■ PROBLEM DETAILS
Extract every line below that contains the word "screenshot".

■ RECORDS PROVIDED
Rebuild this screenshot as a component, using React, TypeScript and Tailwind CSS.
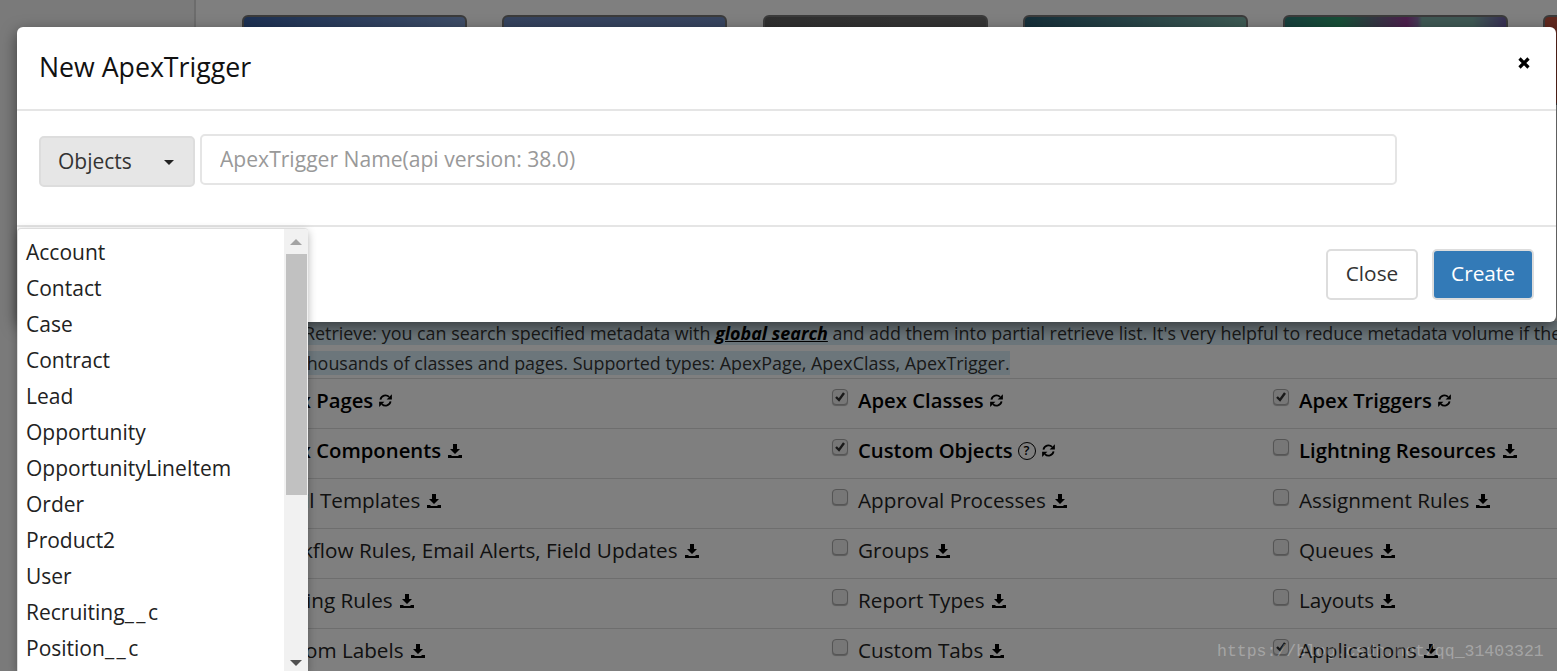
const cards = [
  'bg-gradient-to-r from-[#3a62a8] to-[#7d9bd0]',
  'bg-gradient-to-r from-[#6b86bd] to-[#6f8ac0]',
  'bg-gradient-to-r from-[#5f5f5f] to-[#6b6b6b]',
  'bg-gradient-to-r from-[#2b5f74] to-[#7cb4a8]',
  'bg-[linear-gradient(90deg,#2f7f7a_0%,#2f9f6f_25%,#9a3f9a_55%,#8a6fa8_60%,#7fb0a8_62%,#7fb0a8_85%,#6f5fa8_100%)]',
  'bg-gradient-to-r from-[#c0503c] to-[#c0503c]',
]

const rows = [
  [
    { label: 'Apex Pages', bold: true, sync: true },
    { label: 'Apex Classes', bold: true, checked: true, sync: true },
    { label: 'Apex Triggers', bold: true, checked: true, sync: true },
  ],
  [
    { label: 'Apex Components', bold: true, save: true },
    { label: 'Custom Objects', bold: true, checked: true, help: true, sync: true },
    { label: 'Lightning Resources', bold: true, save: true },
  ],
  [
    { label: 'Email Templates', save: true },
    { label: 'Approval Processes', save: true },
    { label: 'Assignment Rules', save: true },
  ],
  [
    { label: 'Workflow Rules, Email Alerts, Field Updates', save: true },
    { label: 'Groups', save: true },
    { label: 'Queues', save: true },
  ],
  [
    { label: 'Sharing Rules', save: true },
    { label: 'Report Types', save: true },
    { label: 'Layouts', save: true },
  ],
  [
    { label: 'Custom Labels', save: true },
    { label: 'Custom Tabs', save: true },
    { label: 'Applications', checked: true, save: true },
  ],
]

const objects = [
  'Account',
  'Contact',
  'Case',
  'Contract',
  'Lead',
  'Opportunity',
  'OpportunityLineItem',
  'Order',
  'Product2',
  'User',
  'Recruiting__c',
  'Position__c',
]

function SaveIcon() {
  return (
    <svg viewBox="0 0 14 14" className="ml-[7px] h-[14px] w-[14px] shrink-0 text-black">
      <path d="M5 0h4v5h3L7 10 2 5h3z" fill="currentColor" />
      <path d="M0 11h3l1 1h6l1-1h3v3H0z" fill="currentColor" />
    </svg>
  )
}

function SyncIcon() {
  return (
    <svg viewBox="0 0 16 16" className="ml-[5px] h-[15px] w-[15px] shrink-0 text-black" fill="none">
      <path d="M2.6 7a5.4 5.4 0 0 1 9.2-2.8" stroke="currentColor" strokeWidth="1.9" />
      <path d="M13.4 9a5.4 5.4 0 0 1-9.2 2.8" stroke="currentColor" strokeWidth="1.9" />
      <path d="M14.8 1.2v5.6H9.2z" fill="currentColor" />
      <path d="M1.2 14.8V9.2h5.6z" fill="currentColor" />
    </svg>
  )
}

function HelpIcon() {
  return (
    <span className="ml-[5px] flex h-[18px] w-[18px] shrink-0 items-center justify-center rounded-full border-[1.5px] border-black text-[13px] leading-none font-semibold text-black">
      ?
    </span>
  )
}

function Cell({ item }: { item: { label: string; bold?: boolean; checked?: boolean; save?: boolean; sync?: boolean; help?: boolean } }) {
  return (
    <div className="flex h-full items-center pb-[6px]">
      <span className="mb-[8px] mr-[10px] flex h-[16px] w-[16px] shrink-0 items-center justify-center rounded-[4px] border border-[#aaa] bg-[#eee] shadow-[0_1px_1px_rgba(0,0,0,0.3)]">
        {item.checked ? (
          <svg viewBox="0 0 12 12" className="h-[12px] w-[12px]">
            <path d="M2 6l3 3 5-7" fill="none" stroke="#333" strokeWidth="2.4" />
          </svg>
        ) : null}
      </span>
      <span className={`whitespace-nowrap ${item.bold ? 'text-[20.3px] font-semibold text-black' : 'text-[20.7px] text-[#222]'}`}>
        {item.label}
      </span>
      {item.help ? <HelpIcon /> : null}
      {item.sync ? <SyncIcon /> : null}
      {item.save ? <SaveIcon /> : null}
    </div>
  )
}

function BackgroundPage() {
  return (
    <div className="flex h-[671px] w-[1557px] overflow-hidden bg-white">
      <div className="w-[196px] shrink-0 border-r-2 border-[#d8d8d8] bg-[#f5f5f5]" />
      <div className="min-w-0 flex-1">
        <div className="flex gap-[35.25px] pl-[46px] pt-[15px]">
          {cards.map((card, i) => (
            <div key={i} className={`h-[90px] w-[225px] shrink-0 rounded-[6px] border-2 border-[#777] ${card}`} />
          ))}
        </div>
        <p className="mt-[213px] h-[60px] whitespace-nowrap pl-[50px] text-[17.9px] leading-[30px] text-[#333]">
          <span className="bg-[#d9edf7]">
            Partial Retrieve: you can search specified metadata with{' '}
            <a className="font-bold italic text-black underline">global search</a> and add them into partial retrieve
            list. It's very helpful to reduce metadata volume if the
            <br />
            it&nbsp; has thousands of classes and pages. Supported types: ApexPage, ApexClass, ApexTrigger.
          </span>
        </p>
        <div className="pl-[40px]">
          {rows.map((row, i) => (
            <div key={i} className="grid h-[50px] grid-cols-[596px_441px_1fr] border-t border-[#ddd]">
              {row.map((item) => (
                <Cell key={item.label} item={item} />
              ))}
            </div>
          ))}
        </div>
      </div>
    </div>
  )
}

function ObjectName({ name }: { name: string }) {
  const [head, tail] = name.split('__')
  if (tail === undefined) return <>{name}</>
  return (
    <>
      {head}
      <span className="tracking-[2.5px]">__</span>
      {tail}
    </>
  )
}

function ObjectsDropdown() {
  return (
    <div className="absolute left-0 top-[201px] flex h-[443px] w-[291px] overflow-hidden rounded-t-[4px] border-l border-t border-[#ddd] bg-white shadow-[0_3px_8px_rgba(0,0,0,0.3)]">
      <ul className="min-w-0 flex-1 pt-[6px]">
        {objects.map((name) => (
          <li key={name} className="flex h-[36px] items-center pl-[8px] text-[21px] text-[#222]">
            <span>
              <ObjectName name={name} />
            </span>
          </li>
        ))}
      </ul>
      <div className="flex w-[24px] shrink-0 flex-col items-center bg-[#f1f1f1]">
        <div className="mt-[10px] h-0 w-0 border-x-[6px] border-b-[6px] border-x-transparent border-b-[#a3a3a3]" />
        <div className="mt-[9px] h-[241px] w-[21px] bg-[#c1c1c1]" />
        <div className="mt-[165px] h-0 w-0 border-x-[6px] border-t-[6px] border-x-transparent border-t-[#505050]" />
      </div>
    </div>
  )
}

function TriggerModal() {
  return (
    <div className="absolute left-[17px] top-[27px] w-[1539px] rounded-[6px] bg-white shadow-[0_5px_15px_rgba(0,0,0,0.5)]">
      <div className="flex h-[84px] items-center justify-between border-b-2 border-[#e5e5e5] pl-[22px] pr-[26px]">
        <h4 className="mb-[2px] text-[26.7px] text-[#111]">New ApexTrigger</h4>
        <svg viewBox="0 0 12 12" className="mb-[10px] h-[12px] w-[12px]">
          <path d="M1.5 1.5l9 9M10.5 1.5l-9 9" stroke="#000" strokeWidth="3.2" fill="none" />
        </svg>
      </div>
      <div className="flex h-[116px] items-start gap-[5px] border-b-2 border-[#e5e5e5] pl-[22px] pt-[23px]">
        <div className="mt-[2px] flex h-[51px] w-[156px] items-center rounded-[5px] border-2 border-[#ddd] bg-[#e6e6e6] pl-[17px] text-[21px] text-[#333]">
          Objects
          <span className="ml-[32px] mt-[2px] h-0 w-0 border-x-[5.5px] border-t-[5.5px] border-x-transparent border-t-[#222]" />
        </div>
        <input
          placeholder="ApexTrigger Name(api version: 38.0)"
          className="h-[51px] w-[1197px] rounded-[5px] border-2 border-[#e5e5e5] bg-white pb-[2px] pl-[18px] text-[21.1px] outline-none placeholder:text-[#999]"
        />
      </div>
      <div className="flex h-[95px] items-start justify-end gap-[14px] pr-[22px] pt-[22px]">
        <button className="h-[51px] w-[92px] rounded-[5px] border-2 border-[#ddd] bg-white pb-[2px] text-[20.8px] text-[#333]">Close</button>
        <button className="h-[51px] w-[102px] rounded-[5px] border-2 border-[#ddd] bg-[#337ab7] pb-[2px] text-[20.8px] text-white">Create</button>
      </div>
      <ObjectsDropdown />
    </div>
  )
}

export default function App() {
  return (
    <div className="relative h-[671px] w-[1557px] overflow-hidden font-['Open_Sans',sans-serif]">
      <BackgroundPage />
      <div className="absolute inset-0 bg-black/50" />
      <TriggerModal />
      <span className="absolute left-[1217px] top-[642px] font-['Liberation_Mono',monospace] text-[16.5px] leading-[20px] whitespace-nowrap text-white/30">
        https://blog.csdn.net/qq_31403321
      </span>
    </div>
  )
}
---
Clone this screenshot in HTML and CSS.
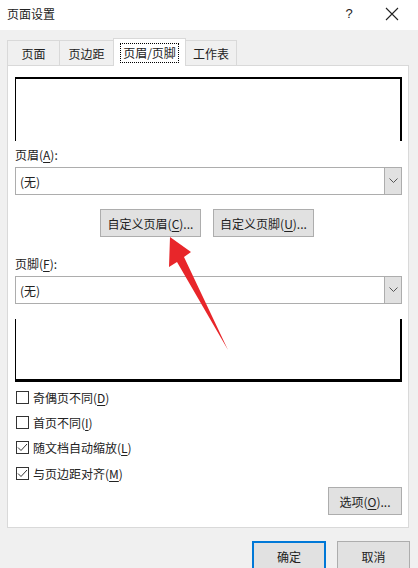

■ THE COMPLETED TASK
Rebuild this screenshot as a component, using React, TypeScript and Tailwind CSS.
Clone this screenshot in HTML and CSS.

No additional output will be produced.